Direction: Write the data below out exactly as it stands. Do not include the pictures.

Collected data:

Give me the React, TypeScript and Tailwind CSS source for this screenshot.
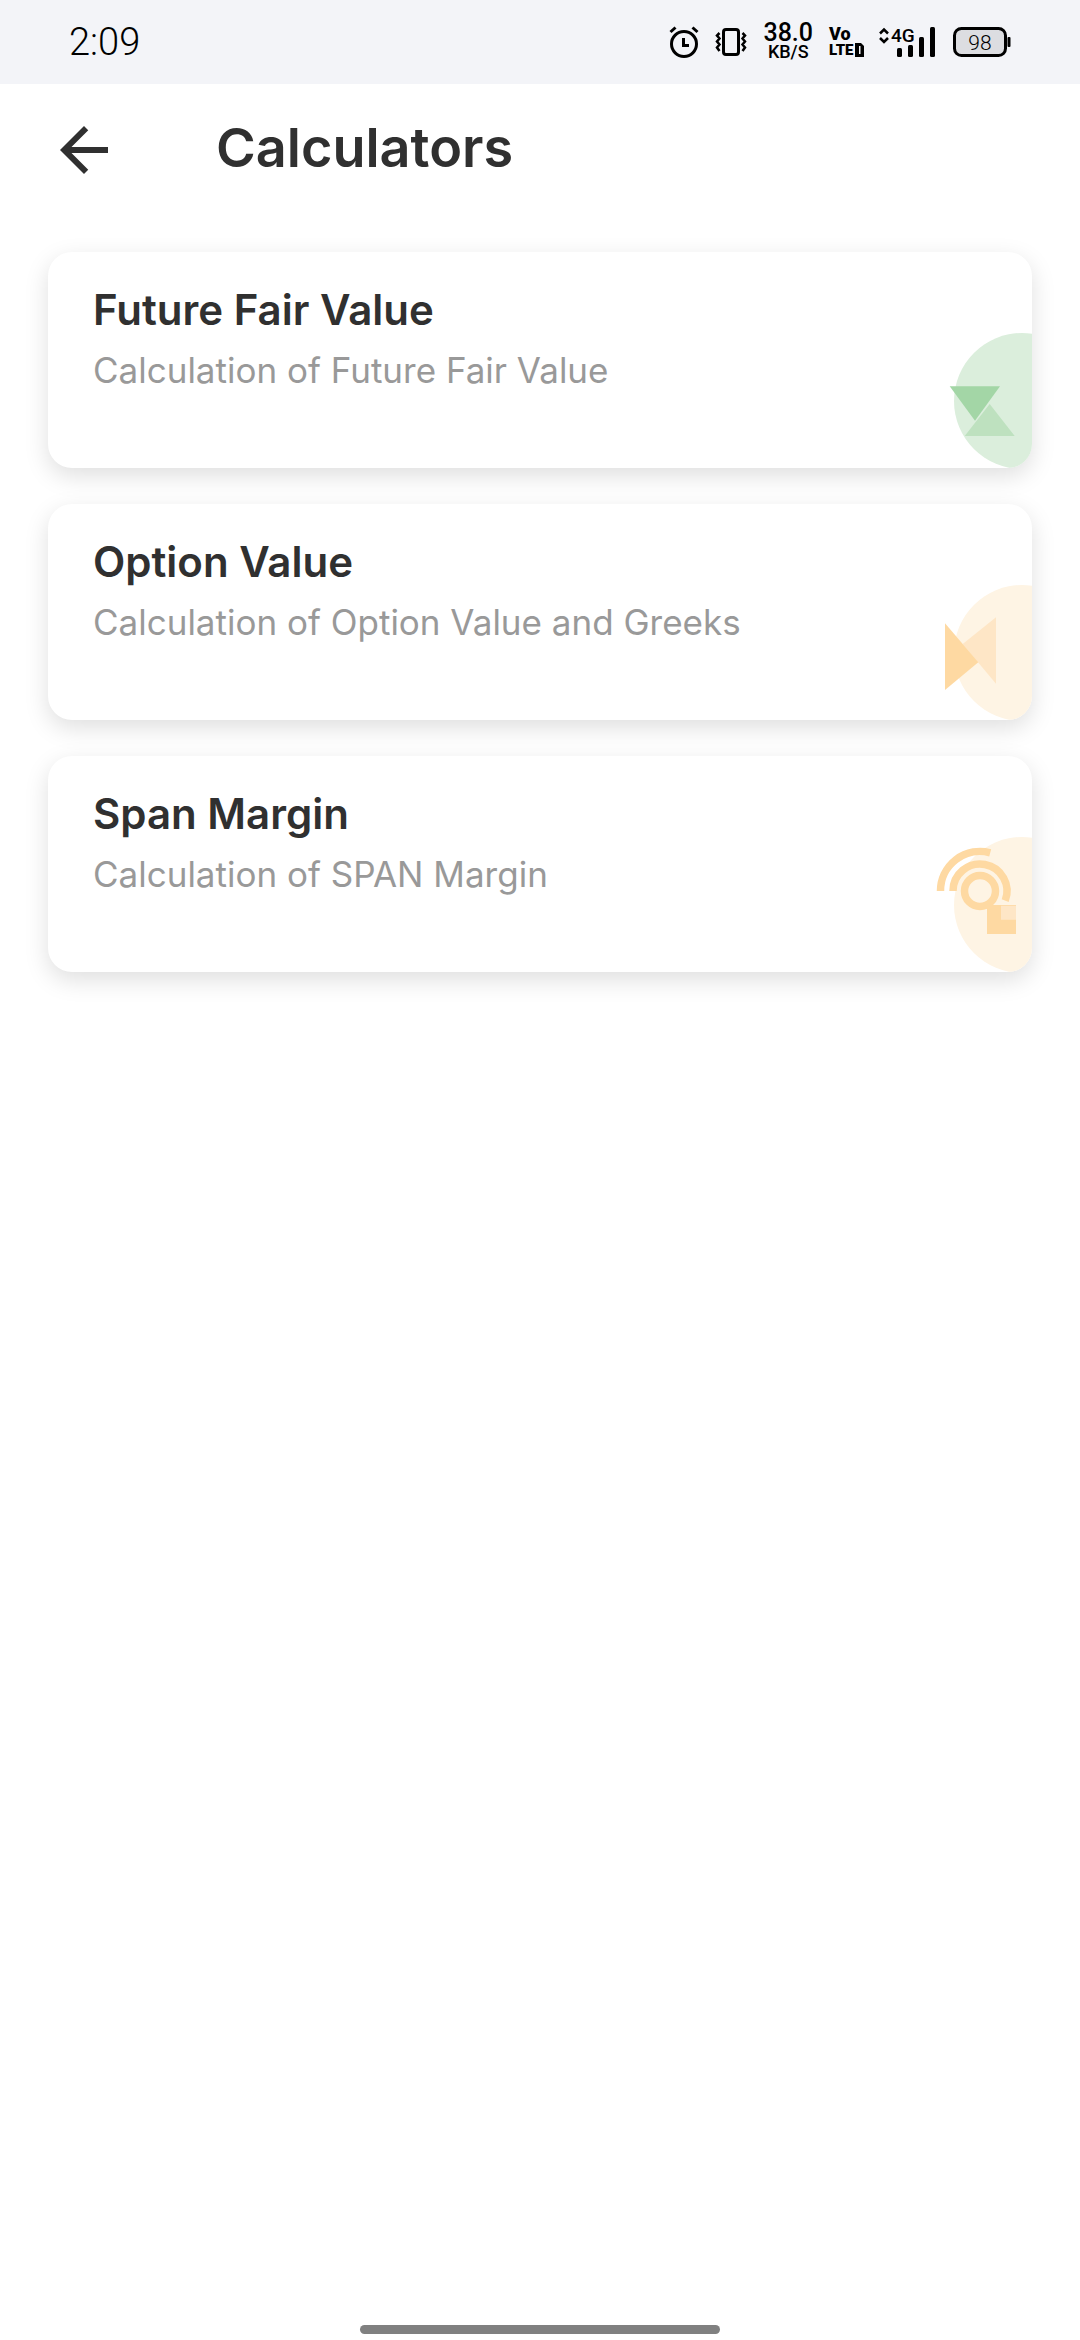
import React from 'react';

interface Calculator {
  id: string;
  title: string;
  description: string;
  art: React.ReactNode;
}

const calculators: Calculator[] = [
  {
    id: 'future-fair-value',
    title: 'Future Fair Value',
    description: 'Calculation of Future Fair Value',
    art: (
      <>
        <circle cx="90" cy="69" r="68" fill="#dbeedc" />
        <path d="M17.7 54.3H68L43 88.7z" fill="#a3d6a6" />
        <path d="M57.7 72l25 32h-50z" fill="#bee1bf" />
      </>
    ),
  },
  {
    id: 'option-value',
    title: 'Option Value',
    description: 'Calculation of Option Value and Greeks',
    art: (
      <>
        <circle cx="90" cy="69" r="68" fill="#fef4e4" />
        <path d="M64 33.3v66.4L30.7 60z" fill="#fee6c6" />
        <path d="M13 39.3V106l33.3-27.7z" fill="#fed9a2" />
      </>
    ),
  },
  {
    id: 'span-margin',
    title: 'Span Margin',
    description: 'Calculation of SPAN Margin',
    art: (
      <>
        <circle cx="90" cy="69" r="68" fill="#fef4e4" />
        <g fill="none" stroke="#fed9a2" strokeWidth="7.5">
          <circle cx="48" cy="55" r="15.5" />
          <path d="M21 55A27 27 0 1 1 73.2 64.7" />
          <path d="M8.5 55A39.5 39.5 0 0 1 58.2 16.8" />
        </g>
        <path d="M55 69h29v29H55z" fill="#fed9a2" />
        <path d="M69 69.7h15v14H69z" fill="#fee6c6" />
      </>
    ),
  },
];

const StatusBar: React.FC = () => (
  <div className="flex h-[84px] items-center bg-[#f3f4f8] pl-[69px] pr-[68px] font-['Roboto',sans-serif] text-black">
    <span className="text-[38px] leading-[44px] font-light">2:09</span>

    <div className="ml-auto flex items-center">
      {/* alarm */}
      <svg width="30" height="32" viewBox="0 0 30 32" fill="none" stroke="currentColor" strokeWidth="3">
        <circle cx="15" cy="18" r="12.5" />
        <path d="M14.5 12v7.5H20" />
        <path d="M1.5 6l5-4.5M28.5 6l-5-4.5" />
      </svg>
      {/* vibrate */}
      <svg className="ml-4" width="32" height="30" viewBox="0 0 32 30" fill="none" stroke="currentColor">
        <rect x="8.5" y="2.5" width="15" height="25" rx="2.5" strokeWidth="3" />
        <path
          d="M4.5 6L2 8.5l2.500 3L2 14.5l2.500 3L2 20.5 4.500 24M27.500 6L30 8.500l-2.500 3 2.500 3-2.500 3 2.500 3-2.500 3.500"
          strokeWidth="2.5"
        />
      </svg>
      <div className="ml-4 flex flex-col items-center font-medium">
        <span className="text-[25px] leading-[20px]">38.0</span>
        <span className="text-[18px] leading-[18px]">KB/S</span>
      </div>
      {/* volte */}
      <div className="ml-4 flex w-[35px] flex-col font-black">
        <span className="text-[18px] leading-[16px]">Vo</span>
        <span className="flex items-center justify-between text-[15px] leading-[16px]">
          LTE
          <svg width="9" height="14" viewBox="0 0 9 14" fill="currentColor">
            <path d="M0 0h6l3 3v11H0z" />
            <path d="M4 3h1.500v8H4z" fill="#f3f4f8" />
          </svg>
        </span>
      </div>
      {/* network */}
      <svg className="ml-[14px]" width="58" height="40" viewBox="0 -4 58 40" fill="currentColor">
        <path d="M2 7.5l4-4 4 4M2 12l4 4 4-4" fill="none" stroke="currentColor" strokeWidth="2.5" />
        <text x="13" y="16" fontSize="19" fontWeight="500">4G</text>
        <rect x="19" y="22" width="5" height="9" rx="1.5" />
        <rect x="30" y="19" width="5" height="12" rx="1.5" />
        <rect x="41" y="11" width="5" height="20" rx="1.5" />
        <rect x="52" y="1" width="5" height="30" rx="1.5" />
      </svg>
      {/* battery */}
      <svg className="ml-4" width="60" height="32" viewBox="0 0 60 32">
        <rect x="2.5" y="2.5" width="51" height="27" rx="7" fill="#dcdde1" stroke="currentColor" strokeWidth="3" />
        <rect x="55.5" y="11" width="3" height="10" rx="1" />
        <text x="28" y="23.5" textAnchor="middle" fontSize="21" fontWeight="300">98</text>
      </svg>
    </div>
  </div>
);

const App: React.FC = () => {
  return (
    <div className="flex min-h-screen flex-col bg-white font-['Inter',sans-serif] text-[#303030]">
      <StatusBar />

      <header className="flex h-[132px] items-center px-12">
        <button type="button" aria-label="Back">
          <svg width="72" height="72" viewBox="0 0 24 24" fill="currentColor">
            <path d="M20 11H7.83l5.59-5.59L12 4l-8 8 8 8 1.41-1.41L7.83 13H20v-2z" />
          </svg>
        </button>
        <h1 className="ml-24 pb-1 text-[54px] leading-[60px] font-semibold">Calculators</h1>
      </header>

      <main className="flex flex-col gap-9 px-12 pt-9">
        {calculators.map((calculator) => (
          <button
            key={calculator.id}
            type="button"
            className="flex h-[216px] w-full items-start justify-between overflow-hidden rounded-3xl bg-white text-left shadow-[0_8px_24px_rgba(0,0,0,0.13)]"
          >
            <span className="flex flex-col pt-8 pl-[45px]">
              <span className="text-[42px] leading-[52px] font-semibold">{calculator.title}</span>
              <span className="mt-2 text-[35px] leading-[52px] text-[#999999]">{calculator.description}</span>
            </span>
            <svg className="self-end" width="100" height="136" viewBox="0 0 100 136">
              {calculator.art}
            </svg>
          </button>
        ))}
      </main>

      <div className="mx-auto mt-auto mb-[6px] h-[9px] w-1/3 rounded-full bg-[#808080]" />
    </div>
  );
};

export default App;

Full response:
Give me the React, TypeScript and Tailwind CSS source for this screenshot.
import React from 'react';

interface Calculator {
  id: string;
  title: string;
  description: string;
  art: React.ReactNode;
}

const calculators: Calculator[] = [
  {
    id: 'future-fair-value',
    title: 'Future Fair Value',
    description: 'Calculation of Future Fair Value',
    art: (
      <>
        <circle cx="90" cy="69" r="68" fill="#dbeedc" />
        <path d="M17.7 54.3H68L43 88.7z" fill="#a3d6a6" />
        <path d="M57.7 72l25 32h-50z" fill="#bee1bf" />
      </>
    ),
  },
  {
    id: 'option-value',
    title: 'Option Value',
    description: 'Calculation of Option Value and Greeks',
    art: (
      <>
        <circle cx="90" cy="69" r="68" fill="#fef4e4" />
        <path d="M64 33.3v66.4L30.7 60z" fill="#fee6c6" />
        <path d="M13 39.3V106l33.3-27.7z" fill="#fed9a2" />
      </>
    ),
  },
  {
    id: 'span-margin',
    title: 'Span Margin',
    description: 'Calculation of SPAN Margin',
    art: (
      <>
        <circle cx="90" cy="69" r="68" fill="#fef4e4" />
        <g fill="none" stroke="#fed9a2" strokeWidth="7.5">
          <circle cx="48" cy="55" r="15.5" />
          <path d="M21 55A27 27 0 1 1 73.2 64.7" />
          <path d="M8.5 55A39.5 39.5 0 0 1 58.2 16.8" />
        </g>
        <path d="M55 69h29v29H55z" fill="#fed9a2" />
        <path d="M69 69.7h15v14H69z" fill="#fee6c6" />
      </>
    ),
  },
];

const StatusBar: React.FC = () => (
  <div className="flex h-[84px] items-center bg-[#f3f4f8] pl-[69px] pr-[68px] font-['Roboto',sans-serif] text-black">
    <span className="text-[38px] leading-[44px] font-light">2:09</span>

    <div className="ml-auto flex items-center">
      {/* alarm */}
      <svg width="30" height="32" viewBox="0 0 30 32" fill="none" stroke="currentColor" strokeWidth="3">
        <circle cx="15" cy="18" r="12.5" />
        <path d="M14.5 12v7.5H20" />
        <path d="M1.5 6l5-4.5M28.5 6l-5-4.5" />
      </svg>
      {/* vibrate */}
      <svg className="ml-4" width="32" height="30" viewBox="0 0 32 30" fill="none" stroke="currentColor">
        <rect x="8.5" y="2.5" width="15" height="25" rx="2.5" strokeWidth="3" />
        <path
          d="M4.5 6L2 8.5l2.500 3L2 14.5l2.500 3L2 20.5 4.500 24M27.500 6L30 8.500l-2.500 3 2.500 3-2.500 3 2.500 3-2.500 3.500"
          strokeWidth="2.5"
        />
      </svg>
      <div className="ml-4 flex flex-col items-center font-medium">
        <span className="text-[25px] leading-[20px]">38.0</span>
        <span className="text-[18px] leading-[18px]">KB/S</span>
      </div>
      {/* volte */}
      <div className="ml-4 flex w-[35px] flex-col font-black">
        <span className="text-[18px] leading-[16px]">Vo</span>
        <span className="flex items-center justify-between text-[15px] leading-[16px]">
          LTE
          <svg width="9" height="14" viewBox="0 0 9 14" fill="currentColor">
            <path d="M0 0h6l3 3v11H0z" />
            <path d="M4 3h1.500v8H4z" fill="#f3f4f8" />
          </svg>
        </span>
      </div>
      {/* network */}
      <svg className="ml-[14px]" width="58" height="40" viewBox="0 -4 58 40" fill="currentColor">
        <path d="M2 7.5l4-4 4 4M2 12l4 4 4-4" fill="none" stroke="currentColor" strokeWidth="2.5" />
        <text x="13" y="16" fontSize="19" fontWeight="500">4G</text>
        <rect x="19" y="22" width="5" height="9" rx="1.5" />
        <rect x="30" y="19" width="5" height="12" rx="1.5" />
        <rect x="41" y="11" width="5" height="20" rx="1.5" />
        <rect x="52" y="1" width="5" height="30" rx="1.5" />
      </svg>
      {/* battery */}
      <svg className="ml-4" width="60" height="32" viewBox="0 0 60 32">
        <rect x="2.5" y="2.5" width="51" height="27" rx="7" fill="#dcdde1" stroke="currentColor" strokeWidth="3" />
        <rect x="55.5" y="11" width="3" height="10" rx="1" />
        <text x="28" y="23.5" textAnchor="middle" fontSize="21" fontWeight="300">98</text>
      </svg>
    </div>
  </div>
);

const App: React.FC = () => {
  return (
    <div className="flex min-h-screen flex-col bg-white font-['Inter',sans-serif] text-[#303030]">
      <StatusBar />

      <header className="flex h-[132px] items-center px-12">
        <button type="button" aria-label="Back">
          <svg width="72" height="72" viewBox="0 0 24 24" fill="currentColor">
            <path d="M20 11H7.83l5.59-5.59L12 4l-8 8 8 8 1.41-1.41L7.83 13H20v-2z" />
          </svg>
        </button>
        <h1 className="ml-24 pb-1 text-[54px] leading-[60px] font-semibold">Calculators</h1>
      </header>

      <main className="flex flex-col gap-9 px-12 pt-9">
        {calculators.map((calculator) => (
          <button
            key={calculator.id}
            type="button"
            className="flex h-[216px] w-full items-start justify-between overflow-hidden rounded-3xl bg-white text-left shadow-[0_8px_24px_rgba(0,0,0,0.13)]"
          >
            <span className="flex flex-col pt-8 pl-[45px]">
              <span className="text-[42px] leading-[52px] font-semibold">{calculator.title}</span>
              <span className="mt-2 text-[35px] leading-[52px] text-[#999999]">{calculator.description}</span>
            </span>
            <svg className="self-end" width="100" height="136" viewBox="0 0 100 136">
              {calculator.art}
            </svg>
          </button>
        ))}
      </main>

      <div className="mx-auto mt-auto mb-[6px] h-[9px] w-1/3 rounded-full bg-[#808080]" />
    </div>
  );
};

export default App;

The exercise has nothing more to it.